--- start ---

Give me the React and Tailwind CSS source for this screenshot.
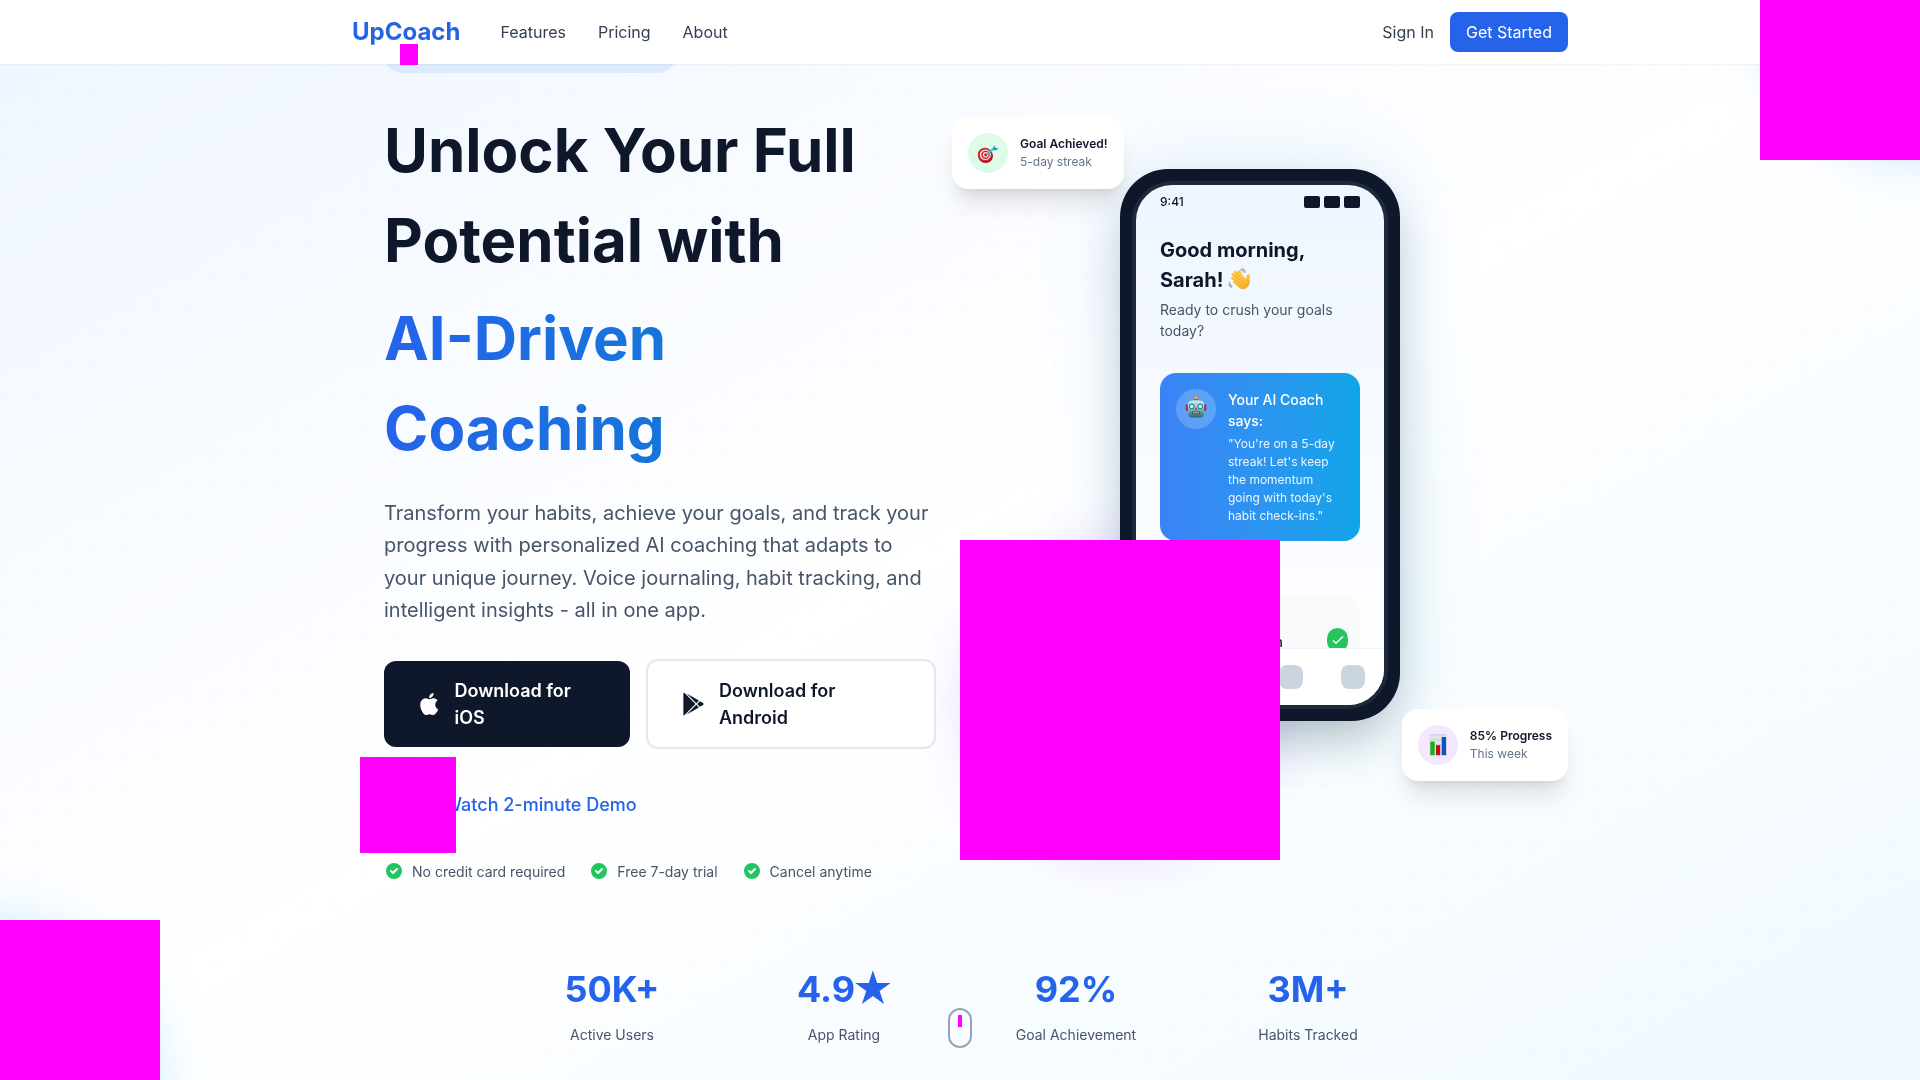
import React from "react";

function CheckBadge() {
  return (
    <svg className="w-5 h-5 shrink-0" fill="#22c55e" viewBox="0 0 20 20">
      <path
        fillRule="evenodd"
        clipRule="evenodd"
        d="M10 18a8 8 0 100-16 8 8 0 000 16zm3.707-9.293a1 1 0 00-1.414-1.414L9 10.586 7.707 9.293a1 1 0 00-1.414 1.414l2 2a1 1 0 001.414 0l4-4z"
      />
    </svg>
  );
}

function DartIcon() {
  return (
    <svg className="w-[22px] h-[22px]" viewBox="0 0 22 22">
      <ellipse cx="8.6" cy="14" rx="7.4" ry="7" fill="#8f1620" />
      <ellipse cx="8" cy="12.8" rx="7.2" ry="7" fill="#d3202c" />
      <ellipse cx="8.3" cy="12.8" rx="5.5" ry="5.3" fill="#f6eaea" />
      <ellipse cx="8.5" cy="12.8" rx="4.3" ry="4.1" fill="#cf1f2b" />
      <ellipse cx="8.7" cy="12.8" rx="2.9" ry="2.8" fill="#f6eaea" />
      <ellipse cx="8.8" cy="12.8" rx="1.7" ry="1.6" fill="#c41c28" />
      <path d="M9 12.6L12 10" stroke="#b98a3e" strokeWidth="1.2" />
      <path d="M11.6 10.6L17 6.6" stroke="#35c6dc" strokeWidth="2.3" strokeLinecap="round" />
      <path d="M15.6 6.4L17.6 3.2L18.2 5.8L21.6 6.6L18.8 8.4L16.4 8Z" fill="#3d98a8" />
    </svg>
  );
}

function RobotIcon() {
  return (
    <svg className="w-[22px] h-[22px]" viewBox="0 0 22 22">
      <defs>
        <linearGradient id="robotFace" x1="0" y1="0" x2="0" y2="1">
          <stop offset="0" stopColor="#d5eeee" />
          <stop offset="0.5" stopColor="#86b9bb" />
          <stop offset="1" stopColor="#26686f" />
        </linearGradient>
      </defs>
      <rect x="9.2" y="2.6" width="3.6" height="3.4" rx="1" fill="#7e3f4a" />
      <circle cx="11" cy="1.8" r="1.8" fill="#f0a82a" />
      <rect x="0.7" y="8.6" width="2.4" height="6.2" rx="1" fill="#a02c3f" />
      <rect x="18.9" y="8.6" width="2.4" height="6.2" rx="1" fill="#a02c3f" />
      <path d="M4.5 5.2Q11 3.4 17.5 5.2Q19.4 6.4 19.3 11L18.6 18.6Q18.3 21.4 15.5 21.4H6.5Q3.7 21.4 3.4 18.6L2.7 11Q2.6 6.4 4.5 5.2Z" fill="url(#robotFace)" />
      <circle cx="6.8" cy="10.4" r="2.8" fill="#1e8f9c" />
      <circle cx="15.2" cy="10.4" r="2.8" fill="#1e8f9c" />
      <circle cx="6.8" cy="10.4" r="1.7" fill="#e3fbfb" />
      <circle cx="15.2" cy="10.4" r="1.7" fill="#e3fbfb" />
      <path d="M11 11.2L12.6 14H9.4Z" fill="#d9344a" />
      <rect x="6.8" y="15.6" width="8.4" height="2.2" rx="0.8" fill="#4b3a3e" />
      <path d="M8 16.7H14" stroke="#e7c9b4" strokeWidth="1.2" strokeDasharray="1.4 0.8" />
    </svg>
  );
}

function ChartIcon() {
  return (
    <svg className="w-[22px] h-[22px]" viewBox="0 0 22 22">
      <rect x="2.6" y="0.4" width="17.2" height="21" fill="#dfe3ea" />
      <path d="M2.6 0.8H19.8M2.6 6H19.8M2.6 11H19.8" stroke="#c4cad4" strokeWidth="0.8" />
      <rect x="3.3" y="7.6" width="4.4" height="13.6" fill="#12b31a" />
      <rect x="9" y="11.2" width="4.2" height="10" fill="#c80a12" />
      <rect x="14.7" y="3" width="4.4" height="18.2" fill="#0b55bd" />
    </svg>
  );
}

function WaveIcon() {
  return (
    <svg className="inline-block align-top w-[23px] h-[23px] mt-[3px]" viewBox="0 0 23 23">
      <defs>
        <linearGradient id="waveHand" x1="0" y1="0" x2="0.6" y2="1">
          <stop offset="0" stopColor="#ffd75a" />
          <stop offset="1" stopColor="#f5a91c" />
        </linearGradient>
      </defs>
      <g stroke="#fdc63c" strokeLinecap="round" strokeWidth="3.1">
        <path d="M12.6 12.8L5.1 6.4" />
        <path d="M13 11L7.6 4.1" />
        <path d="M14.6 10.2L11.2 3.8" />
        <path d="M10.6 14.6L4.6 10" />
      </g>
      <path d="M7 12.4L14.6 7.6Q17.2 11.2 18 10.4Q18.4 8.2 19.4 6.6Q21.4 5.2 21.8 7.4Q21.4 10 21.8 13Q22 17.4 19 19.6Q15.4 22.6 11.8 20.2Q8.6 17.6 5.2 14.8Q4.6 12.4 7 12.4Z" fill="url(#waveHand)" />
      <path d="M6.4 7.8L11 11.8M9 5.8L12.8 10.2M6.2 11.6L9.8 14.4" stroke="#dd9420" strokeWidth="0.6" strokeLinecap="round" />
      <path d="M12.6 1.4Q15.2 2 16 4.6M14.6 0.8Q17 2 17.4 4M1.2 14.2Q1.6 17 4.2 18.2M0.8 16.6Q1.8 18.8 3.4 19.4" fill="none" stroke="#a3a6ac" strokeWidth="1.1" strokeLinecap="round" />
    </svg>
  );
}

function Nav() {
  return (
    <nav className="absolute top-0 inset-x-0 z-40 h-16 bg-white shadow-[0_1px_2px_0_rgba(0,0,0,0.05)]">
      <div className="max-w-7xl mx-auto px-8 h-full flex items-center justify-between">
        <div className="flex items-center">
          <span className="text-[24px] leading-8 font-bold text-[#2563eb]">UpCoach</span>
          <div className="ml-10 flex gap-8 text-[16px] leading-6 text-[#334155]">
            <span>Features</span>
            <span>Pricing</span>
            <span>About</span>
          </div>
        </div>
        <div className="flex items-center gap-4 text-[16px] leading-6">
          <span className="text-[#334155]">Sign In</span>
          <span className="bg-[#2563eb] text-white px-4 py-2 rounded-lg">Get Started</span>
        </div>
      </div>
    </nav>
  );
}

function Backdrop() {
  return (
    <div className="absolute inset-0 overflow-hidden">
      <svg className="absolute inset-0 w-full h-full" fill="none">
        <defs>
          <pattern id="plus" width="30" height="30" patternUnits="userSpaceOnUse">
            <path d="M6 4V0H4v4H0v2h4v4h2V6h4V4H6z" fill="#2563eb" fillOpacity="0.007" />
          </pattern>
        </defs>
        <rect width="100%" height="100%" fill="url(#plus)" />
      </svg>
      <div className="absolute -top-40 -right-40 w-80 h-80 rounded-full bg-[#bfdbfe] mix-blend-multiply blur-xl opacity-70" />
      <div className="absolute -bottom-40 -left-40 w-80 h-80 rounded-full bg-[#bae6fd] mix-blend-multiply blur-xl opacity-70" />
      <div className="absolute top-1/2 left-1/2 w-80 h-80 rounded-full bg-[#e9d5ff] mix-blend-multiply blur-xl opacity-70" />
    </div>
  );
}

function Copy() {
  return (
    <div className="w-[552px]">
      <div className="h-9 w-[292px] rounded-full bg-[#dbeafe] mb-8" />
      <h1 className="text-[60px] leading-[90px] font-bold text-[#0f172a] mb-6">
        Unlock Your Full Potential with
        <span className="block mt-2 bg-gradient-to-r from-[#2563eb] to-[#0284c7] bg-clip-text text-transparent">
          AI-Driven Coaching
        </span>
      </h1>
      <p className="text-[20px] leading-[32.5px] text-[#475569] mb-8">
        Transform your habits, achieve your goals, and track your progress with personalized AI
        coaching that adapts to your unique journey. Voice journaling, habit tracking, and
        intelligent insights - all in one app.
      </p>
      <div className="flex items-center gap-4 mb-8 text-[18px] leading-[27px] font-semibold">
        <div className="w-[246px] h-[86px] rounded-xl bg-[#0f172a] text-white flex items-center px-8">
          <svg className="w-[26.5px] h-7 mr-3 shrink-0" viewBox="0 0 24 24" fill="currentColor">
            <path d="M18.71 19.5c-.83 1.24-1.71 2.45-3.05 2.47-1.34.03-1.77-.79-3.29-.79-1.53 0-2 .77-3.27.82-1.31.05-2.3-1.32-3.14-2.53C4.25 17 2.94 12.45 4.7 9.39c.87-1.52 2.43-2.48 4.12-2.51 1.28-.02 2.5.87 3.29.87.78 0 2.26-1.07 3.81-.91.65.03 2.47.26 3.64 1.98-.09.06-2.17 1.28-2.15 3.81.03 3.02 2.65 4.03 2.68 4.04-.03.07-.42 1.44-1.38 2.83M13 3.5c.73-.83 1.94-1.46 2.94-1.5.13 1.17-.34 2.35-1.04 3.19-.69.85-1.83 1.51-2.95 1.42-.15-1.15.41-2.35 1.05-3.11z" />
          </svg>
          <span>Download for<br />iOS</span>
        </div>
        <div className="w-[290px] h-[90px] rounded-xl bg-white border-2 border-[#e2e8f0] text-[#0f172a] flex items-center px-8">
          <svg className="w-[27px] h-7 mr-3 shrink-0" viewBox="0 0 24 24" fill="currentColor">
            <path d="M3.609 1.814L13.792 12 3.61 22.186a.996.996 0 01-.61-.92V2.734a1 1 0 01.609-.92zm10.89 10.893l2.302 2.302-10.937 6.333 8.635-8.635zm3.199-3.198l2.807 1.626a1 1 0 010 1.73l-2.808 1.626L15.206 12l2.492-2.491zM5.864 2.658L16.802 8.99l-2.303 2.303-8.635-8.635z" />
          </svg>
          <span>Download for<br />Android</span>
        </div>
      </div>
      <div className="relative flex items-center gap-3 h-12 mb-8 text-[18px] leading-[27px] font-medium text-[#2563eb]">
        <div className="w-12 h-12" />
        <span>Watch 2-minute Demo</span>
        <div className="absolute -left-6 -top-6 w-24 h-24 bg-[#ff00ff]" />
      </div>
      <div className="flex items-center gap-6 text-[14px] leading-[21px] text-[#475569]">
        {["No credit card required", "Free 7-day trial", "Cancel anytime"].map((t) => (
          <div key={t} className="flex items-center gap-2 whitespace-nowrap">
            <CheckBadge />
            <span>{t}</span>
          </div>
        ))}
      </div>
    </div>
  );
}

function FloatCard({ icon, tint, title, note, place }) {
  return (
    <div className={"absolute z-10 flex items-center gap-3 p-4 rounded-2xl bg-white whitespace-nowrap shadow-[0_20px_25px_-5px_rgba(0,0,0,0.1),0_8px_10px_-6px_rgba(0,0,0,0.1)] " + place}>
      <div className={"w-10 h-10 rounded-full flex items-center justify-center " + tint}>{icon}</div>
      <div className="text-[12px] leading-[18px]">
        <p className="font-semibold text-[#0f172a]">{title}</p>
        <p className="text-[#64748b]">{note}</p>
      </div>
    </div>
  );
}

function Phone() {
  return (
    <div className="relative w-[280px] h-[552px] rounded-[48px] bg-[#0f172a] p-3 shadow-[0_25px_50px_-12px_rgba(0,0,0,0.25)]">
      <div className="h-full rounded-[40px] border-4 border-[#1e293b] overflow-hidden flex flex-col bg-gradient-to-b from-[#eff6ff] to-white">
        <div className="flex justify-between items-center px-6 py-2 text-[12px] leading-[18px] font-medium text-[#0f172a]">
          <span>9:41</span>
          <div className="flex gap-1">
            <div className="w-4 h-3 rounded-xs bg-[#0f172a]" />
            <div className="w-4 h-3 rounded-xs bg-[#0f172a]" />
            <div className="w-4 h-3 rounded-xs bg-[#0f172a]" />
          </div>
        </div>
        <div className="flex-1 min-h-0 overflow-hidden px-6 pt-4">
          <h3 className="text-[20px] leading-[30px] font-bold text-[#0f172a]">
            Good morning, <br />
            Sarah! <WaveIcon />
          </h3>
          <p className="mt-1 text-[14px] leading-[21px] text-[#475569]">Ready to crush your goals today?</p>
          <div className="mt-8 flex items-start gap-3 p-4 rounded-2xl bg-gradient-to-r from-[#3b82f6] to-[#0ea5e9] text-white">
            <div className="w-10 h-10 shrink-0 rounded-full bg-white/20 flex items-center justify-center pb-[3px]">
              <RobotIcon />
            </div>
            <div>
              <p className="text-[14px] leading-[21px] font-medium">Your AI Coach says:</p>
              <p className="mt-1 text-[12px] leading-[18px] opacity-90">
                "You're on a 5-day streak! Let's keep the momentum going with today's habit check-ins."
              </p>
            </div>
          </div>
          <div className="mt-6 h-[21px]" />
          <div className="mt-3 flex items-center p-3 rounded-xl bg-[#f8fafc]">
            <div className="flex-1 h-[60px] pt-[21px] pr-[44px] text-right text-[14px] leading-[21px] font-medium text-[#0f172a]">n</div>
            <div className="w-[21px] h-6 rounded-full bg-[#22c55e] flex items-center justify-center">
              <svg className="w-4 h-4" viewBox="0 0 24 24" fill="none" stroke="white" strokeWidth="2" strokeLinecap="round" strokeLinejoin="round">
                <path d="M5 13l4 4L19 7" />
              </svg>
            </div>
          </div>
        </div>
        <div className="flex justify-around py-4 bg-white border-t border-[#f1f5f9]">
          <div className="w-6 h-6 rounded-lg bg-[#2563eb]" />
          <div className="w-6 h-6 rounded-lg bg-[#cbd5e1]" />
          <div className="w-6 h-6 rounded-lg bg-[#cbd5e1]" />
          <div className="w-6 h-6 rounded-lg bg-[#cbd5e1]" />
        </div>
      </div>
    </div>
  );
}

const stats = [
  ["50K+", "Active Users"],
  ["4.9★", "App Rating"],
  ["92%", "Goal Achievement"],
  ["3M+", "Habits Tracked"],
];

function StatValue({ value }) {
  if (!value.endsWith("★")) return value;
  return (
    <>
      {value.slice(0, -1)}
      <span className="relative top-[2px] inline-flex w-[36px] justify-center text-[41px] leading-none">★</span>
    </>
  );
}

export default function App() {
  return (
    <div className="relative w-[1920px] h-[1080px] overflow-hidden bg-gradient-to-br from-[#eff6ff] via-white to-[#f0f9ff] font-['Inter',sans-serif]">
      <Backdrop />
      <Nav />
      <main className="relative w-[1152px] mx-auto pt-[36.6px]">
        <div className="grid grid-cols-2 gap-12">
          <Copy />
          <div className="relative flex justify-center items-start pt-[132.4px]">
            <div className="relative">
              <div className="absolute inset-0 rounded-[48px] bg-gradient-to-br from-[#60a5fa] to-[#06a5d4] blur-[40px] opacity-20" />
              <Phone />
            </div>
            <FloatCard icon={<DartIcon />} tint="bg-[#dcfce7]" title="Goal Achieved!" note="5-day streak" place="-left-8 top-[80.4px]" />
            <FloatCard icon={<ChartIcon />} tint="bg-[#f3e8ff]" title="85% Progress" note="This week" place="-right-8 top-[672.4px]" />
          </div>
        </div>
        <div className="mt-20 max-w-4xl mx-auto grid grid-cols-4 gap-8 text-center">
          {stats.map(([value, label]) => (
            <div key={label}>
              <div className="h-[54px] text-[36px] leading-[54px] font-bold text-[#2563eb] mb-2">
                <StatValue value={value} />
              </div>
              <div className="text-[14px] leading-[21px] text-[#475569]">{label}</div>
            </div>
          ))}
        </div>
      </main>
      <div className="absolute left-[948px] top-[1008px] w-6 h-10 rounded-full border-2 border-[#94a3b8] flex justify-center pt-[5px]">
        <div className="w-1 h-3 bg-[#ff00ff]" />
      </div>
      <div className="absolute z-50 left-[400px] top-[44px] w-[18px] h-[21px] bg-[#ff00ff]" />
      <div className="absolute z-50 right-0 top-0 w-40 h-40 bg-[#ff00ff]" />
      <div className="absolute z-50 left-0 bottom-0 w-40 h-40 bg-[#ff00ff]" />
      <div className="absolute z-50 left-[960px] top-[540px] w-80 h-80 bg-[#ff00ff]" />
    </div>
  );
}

--- end ---

(Written instruction)
The lines from the start of the data through the line that contains "import React from" are to be returned exactly, please, with both ends included and every picture left out.

(In response)
Give me the React and Tailwind CSS source for this screenshot.
import React from "react";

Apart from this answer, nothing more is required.